Well, I will not say expand the clad half dollar offerings. I think their history has pretty well been one of failure. The mintages of the 1986 clad half dollar – 6.4 million proofs and 700,000 uncirculateds – show how far we have fallen. The reason for the drastic drop off in interest? Just look at the low prices for those coins on the secondary market. That should tell you all you need to know. The uncirculated coin mintage was considered low in 1986. Boy, has that changed. You can buy one now on the retail market for less than the $4.95 wholesale price in 1986.
Collectors don’t like to sign on to such market failures in any large numbers.
Buyers of gold have been rewarded. Nobody who bought the 1986 $5 is complaining now, even though the 500,000 combined proof and uncirculated mintage was considered to be enormous. It was, but gold is gold and the 1986 issue has benefited from high bullion prices.
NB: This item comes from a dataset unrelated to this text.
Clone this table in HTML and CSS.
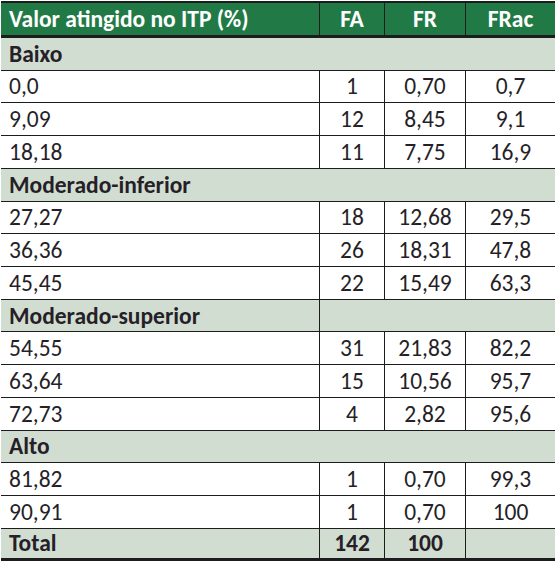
FILE: index.html
```html
<!DOCTYPE html>
<html lang="pt">
<head>
<meta charset="utf-8">
<title>Tabela ITP</title>
<link rel="stylesheet" href="styles.css">
</head>
<body>
<table class="tbl">
  <colgroup>
    <col class="c1"><col class="c2"><col class="c3"><col class="c4">
  </colgroup>
  <thead>
    <tr class="head">
      <th class="lbl">Valor atingido no ITP (%)</th>
      <th class="sep">FA</th>
      <th class="sep">FR</th>
      <th class="sep">FRac</th>
    </tr>
  </thead>
  <tbody>
    <tr class="cat"><td class="lbl" colspan="4">Baixo</td></tr>
    <tr><td class="lbl">0,0</td><td class="sep">1</td><td class="sep">0,70</td><td class="sep">0,7</td></tr>
    <tr><td class="lbl">9,09</td><td class="sep">12</td><td class="sep">8,45</td><td class="sep">9,1</td></tr>
    <tr><td class="lbl">18,18</td><td class="sep">11</td><td class="sep">7,75</td><td class="sep">16,9</td></tr>
    <tr class="cat"><td class="lbl" colspan="4">Moderado-inferior</td></tr>
    <tr><td class="lbl">27,27</td><td class="sep">18</td><td class="sep">12,68</td><td class="sep">29,5</td></tr>
    <tr><td class="lbl">36,36</td><td class="sep">26</td><td class="sep">18,31</td><td class="sep">47,8</td></tr>
    <tr><td class="lbl">45,45</td><td class="sep">22</td><td class="sep">15,49</td><td class="sep">63,3</td></tr>
    <tr class="cat"><td class="lbl">Moderado-superior</td><td class="sep" colspan="3"></td></tr>
    <tr><td class="lbl">54,55</td><td class="sep">31</td><td class="sep">21,83</td><td class="sep">82,2</td></tr>
    <tr><td class="lbl">63,64</td><td class="sep">15</td><td class="sep">10,56</td><td class="sep">95,7</td></tr>
    <tr><td class="lbl">72,73</td><td class="sep">4</td><td class="sep">2,82</td><td class="sep">95,6</td></tr>
    <tr class="cat"><td class="lbl" colspan="4">Alto</td></tr>
    <tr><td class="lbl">81,82</td><td class="sep">1</td><td class="sep">0,70</td><td class="sep">99,3</td></tr>
    <tr><td class="lbl">90,91</td><td class="sep">1</td><td class="sep">0,70</td><td class="sep">100</td></tr>
    <tr class="cat total"><td class="lbl">Total</td><td class="sep">142</td><td class="sep">100</td><td class="sep"></td></tr>
  </tbody>
</table>
</body>
</html>
```
FILE: styles.css
```css
html, body {
  margin: 0;
  padding: 0;
  background: #ffffff;
}
body {
  padding: 1px 0 0 1px;
  font-family: Carlito, Calibri, "Open Sans", sans-serif;
  color: #261f28;
}
.tbl {
  border-collapse: separate;
  border-spacing: 0;
  width: 554px;
  table-layout: fixed;
  font-size: 23.5px;
  border-bottom: 3px solid #1c1c1c;
}
.c1 { width: 318px; }
.c2 { width: 65px; }
.c3 { width: 81px; }
.c4 { width: 90px; }
.tbl th, .tbl td {
  padding: 0;
  box-sizing: border-box;
  white-space: nowrap;
  line-height: 1.2;
}
.head th {
  background: #217a46;
  color: #ffffff;
  font-weight: bold;
  height: 37px;
  border-top: 2px solid #1c1c1c;
  border-bottom: 3px solid #1c1c1c;
  text-align: center;
}
.head th.lbl { text-align: left; }
.lbl {
  text-align: left;
  padding-left: 8px !important;
}
.sep {
  text-align: center;
  border-left: 1px solid #1c1c1c;
}
.tbl td {
  height: 32.73px;
  border-bottom: 1px solid #1c1c1c;
}
.cat td {
  background: #d2ddd2;
  font-weight: bold;
}
.total td {
  height: 29px;
  border-bottom: 0;
}
```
However, high prices for gold do discourage collector interest. Perhaps we should reach back to the classic commemorative coin series and revive the gold dollar as was used for the Louisiana Purchase, 1903; Lewis and Clark, 1904, 1905; McKinley, 1916-1917 and others. By doing this we have solid U.S. historical credentials and can reduce the price of each new coin by 80 percent.
Alternatively, we could put gold on hiatus and create a silver dollar and silver half dollar duo to do all of the heavy lifting in the commemorative program going forward.
The silver dollar proved to be a collector favorite far superior to the old silver half dollar since 1983, but high silver prices are punishing collectors on a budget. Perhaps being relieved of the need to buy new gold issues, enough hobbyists might find the money to keep the silver dollar issues lively.
Can a tiny gold dollar appeal to collectors? Would silver half dollars once again warm collector hearts?
You can argue that both approaches might fail, but it it is worth taking the risk because the present road on which the U.S. commemorative program is on will not lead to a happy destination. That is, of course, unless gold and silver prices plunge to the low levels that fed collector interest in commems in the first place.